## Task objective:
Transcribe the records below in full; pictures stay out of the copy.

(Items listed in a dataset)
=====
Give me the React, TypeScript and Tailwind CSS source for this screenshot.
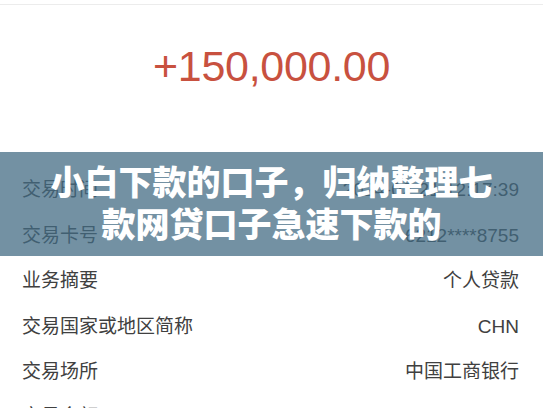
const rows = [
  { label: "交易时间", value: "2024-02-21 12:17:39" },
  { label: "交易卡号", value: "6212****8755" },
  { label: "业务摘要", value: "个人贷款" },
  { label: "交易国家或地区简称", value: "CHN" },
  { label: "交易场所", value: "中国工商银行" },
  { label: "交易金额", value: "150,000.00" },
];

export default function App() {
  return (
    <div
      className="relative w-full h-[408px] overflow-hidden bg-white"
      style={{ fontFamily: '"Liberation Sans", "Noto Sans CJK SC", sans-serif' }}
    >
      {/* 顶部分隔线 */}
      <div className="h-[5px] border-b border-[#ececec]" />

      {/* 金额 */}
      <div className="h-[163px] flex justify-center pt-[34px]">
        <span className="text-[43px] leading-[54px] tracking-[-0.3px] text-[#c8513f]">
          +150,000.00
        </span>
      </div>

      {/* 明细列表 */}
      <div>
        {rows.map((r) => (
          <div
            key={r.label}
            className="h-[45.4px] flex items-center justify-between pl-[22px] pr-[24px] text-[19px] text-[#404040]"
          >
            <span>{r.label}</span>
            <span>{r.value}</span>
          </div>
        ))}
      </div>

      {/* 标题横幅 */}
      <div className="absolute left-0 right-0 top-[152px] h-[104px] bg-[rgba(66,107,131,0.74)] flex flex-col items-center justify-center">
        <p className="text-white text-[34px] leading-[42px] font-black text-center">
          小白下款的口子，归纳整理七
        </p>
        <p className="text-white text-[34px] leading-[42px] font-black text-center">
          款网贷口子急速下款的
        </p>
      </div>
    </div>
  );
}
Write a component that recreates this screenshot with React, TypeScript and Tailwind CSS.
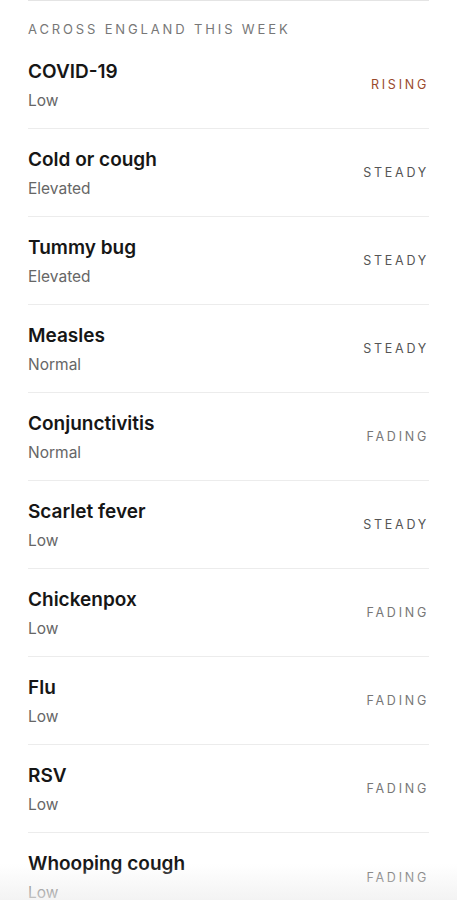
=====
## Result of the task:
Give me the React, TypeScript and Tailwind CSS source for this screenshot.
const rows = [
  { label: "交易时间", value: "2024-02-21 12:17:39" },
  { label: "交易卡号", value: "6212****8755" },
  { label: "业务摘要", value: "个人贷款" },
  { label: "交易国家或地区简称", value: "CHN" },
  { label: "交易场所", value: "中国工商银行" },
  { label: "交易金额", value: "150,000.00" },
];

export default function App() {
  return (
    <div
      className="relative w-full h-[408px] overflow-hidden bg-white"
      style={{ fontFamily: '"Liberation Sans", "Noto Sans CJK SC", sans-serif' }}
    >
      {/* 顶部分隔线 */}
      <div className="h-[5px] border-b border-[#ececec]" />

      {/* 金额 */}
      <div className="h-[163px] flex justify-center pt-[34px]">
        <span className="text-[43px] leading-[54px] tracking-[-0.3px] text-[#c8513f]">
          +150,000.00
        </span>
      </div>

      {/* 明细列表 */}
      <div>
        {rows.map((r) => (
          <div
            key={r.label}
            className="h-[45.4px] flex items-center justify-between pl-[22px] pr-[24px] text-[19px] text-[#404040]"
          >
            <span>{r.label}</span>
            <span>{r.value}</span>
          </div>
        ))}
      </div>

      {/* 标题横幅 */}
      <div className="absolute left-0 right-0 top-[152px] h-[104px] bg-[rgba(66,107,131,0.74)] flex flex-col items-center justify-center">
        <p className="text-white text-[34px] leading-[42px] font-black text-center">
          小白下款的口子，归纳整理七
        </p>
        <p className="text-white text-[34px] leading-[42px] font-black text-center">
          款网贷口子急速下款的
        </p>
      </div>
    </div>
  );
}
Write a component that recreates this screenshot with React, TypeScript and Tailwind CSS.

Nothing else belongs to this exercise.